El aparatoso epígrafe que abre El corazón de un canalla del escritor ecuatoriano Francisco X. Estrella (Quito, 1974) es de Joseph de Maistre y dice así: “No sé cómo será el corazón de un canalla, sólo conozco el de un virtuoso y es abominable” y queda justificado por un relato, propiamente hablando, que es una confesión narrativa sobre temas manidos (“El amor y el sexo, como la muerte y el tiempo, se cuentan entre los escasos temas dignos de interés”), sí, pero fatales, también, como cuando el propio Estrella, o su voz, nos confiesan: “Quienes me conocen no me conocen: nunca fui feliz”.

El corazón de un canalla (Doble Rostro, 2018) habla de la genitalidad y la misoginia, el machismo y el Eterno Femenino, el arrepentimiento y el sadismo, la soledad del coito. Es decir, trata de buena parte de la gama que va del amor al erotismo, narrada mediante una calculada confusión de géneros donde la sentencia moral del Gran Siglo juega con Cioran (“El matrimonio es la organización y administración del odio, es su Estado”) y el llamado “realismo sucio”, con el diario doblemente sentimental del escritor que se inicia y del muchacho aprendiendo a amar en la escuela de las mujeres, en cuyas cátedras, desde luego, los papeles del amo y del esclavo, del instructor y del instruido, se van alternando, de creerle a Estrella (y le creo), cuando escribe que “el hombre sensible, el que puede ver la vida como un todo, se convierte a ojos de la mujer en femenino, se hace mujer”.

La brevedad de El corazón de un canalla no impide, al final, cierto conformismo agustiniano. El narrador, no necesariamente el autor, se oculta, más que mostrarse, en la probabilidad autobiográfica de su relato y acaba por compartir con su lector que el camino, si no a la santidad, sí a cierta forma de fe positiva, arrastra la ordalía del pecado desterrado. Acaso eso fue aquello lo que quiso decir el terrible de Maistre (o por ello la angelología de William Blake roza con su ala el libro) y Estrella hubo de contar en El corazón de un canalla: la vileza asociada a una sexualidad a la vez normal y desenfrenada, sólo se redime en el amor. Sade, desde luego, hubiera rechazado la moraleja, pero muchos de los románticos, aun los más encallecidos, no. Por ello alguien comentó alguna vez que hasta en un Jean Genet palpitaba un corazón ávido de la inmanencia, común a todos los hombres, del amor en su versión más doméstica. Ello es notorio gracias a “experiencias” como la del narrador de Estrella, en las cuales el “final feliz”, la reconciliación asomándose en un niño pelirrojo y su madre, no puede rehuirse fácilmente, de la misma manera en que hemos visto, desprendidos del catolicismo, a no pocos ateos furibundos o agnósticos constantes (¿habrá otra manera de serlo?) pedir, por si las moscas, al sacerdote y sus santos óleos.

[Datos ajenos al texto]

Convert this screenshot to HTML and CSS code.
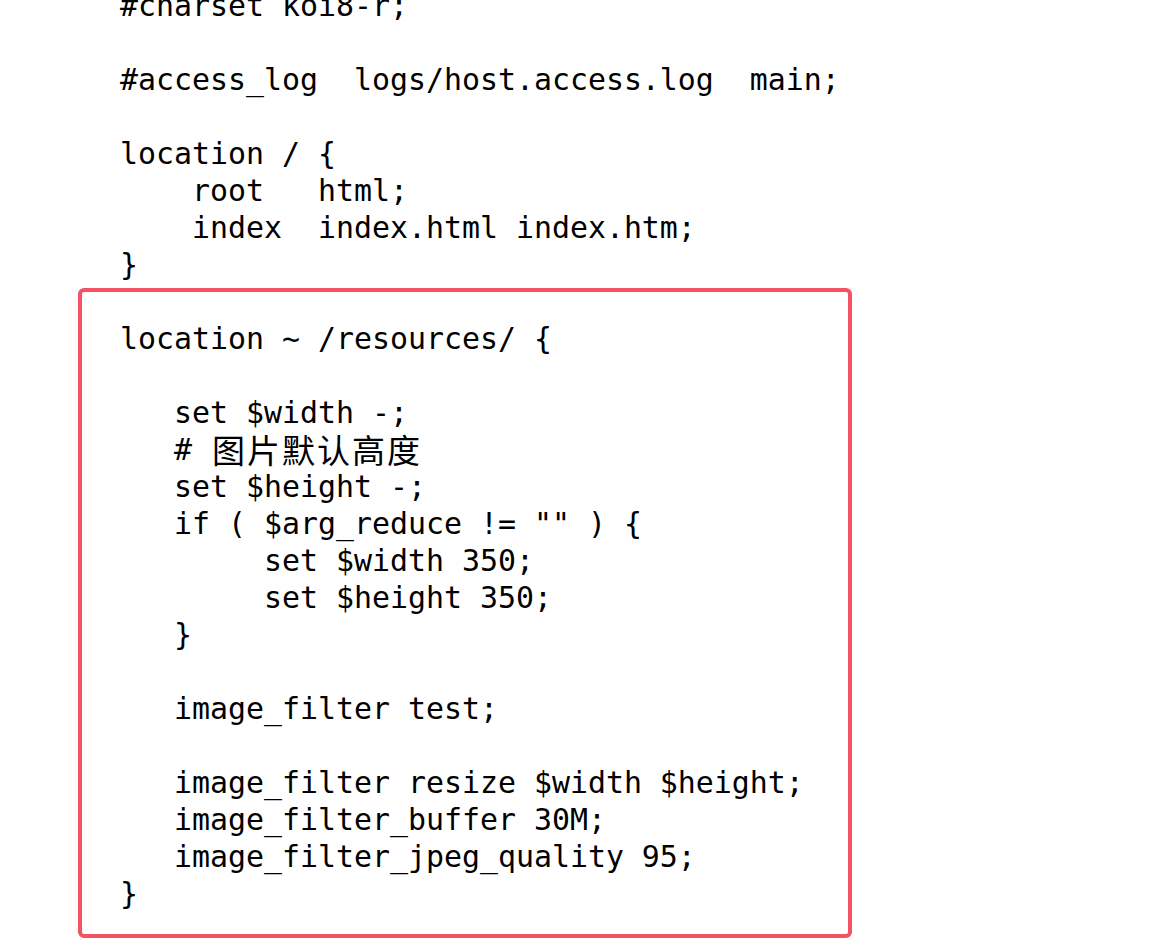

El corazón de un canalla concluye con un homenaje a una de las lecturas electivas del autor, la de Salvador Elizondo y con una nota –explicación no pedida y además seguramente sincera– donde el ecuatoriano escribe: “Durante diez años escribí oscuras notas sobre el amor, el sexo, la pareja y la traición. Los papeles llenaban el escritorio y los cajones de la mesa de noche. Hasta que me sorprendió el momento de disponerlos sobre el piso y coserlos, como una trama china, a la manera de una novela que recuerdo con agrado, Farabeuf. Aquí está, el paquete cosido. Todo libro es un fracaso, pensamos mientras lo escribimos, solo la vida concreta, fuera de la imaginación, aspira a la felicidad o a fugaces alegrías en la piel, los hijos, los sentimientos. El arte es un fracaso, un exorcismo de lujo. Recuerdo las páginas sobre el piso de caoba de la que fue mi casa mientras el viento me abanica el rostro, el cabello desordenado, crecido. Apuro la cerveza”.

Entiendo que El corazón de un canalla es el primer libro de Francisco X. Estrella, una creatura concebida con dificultad y sin la cual, expulsando las lecturas de Nietzsche y Thomas Bernhard–que también fue mi maldito de cabecera hasta que me acabé de echar a perder y lo tomé por un gran humorista–, este nuevo escritor no hubiera nacido como nace, deseoso de purgarse, inclusive –eso quiero creer– de esos buenos sentimientos ilegibles en la ficción e improcedentes al reflexionar mediante la literatura. Sus exactas cien páginas, las de El corazón de un canalla, las leí de un tirón con la convicción de que esa literatura ecuatoriana cuyos secretos algunos cultivamos, tiene un autor a quien volveremos a leer.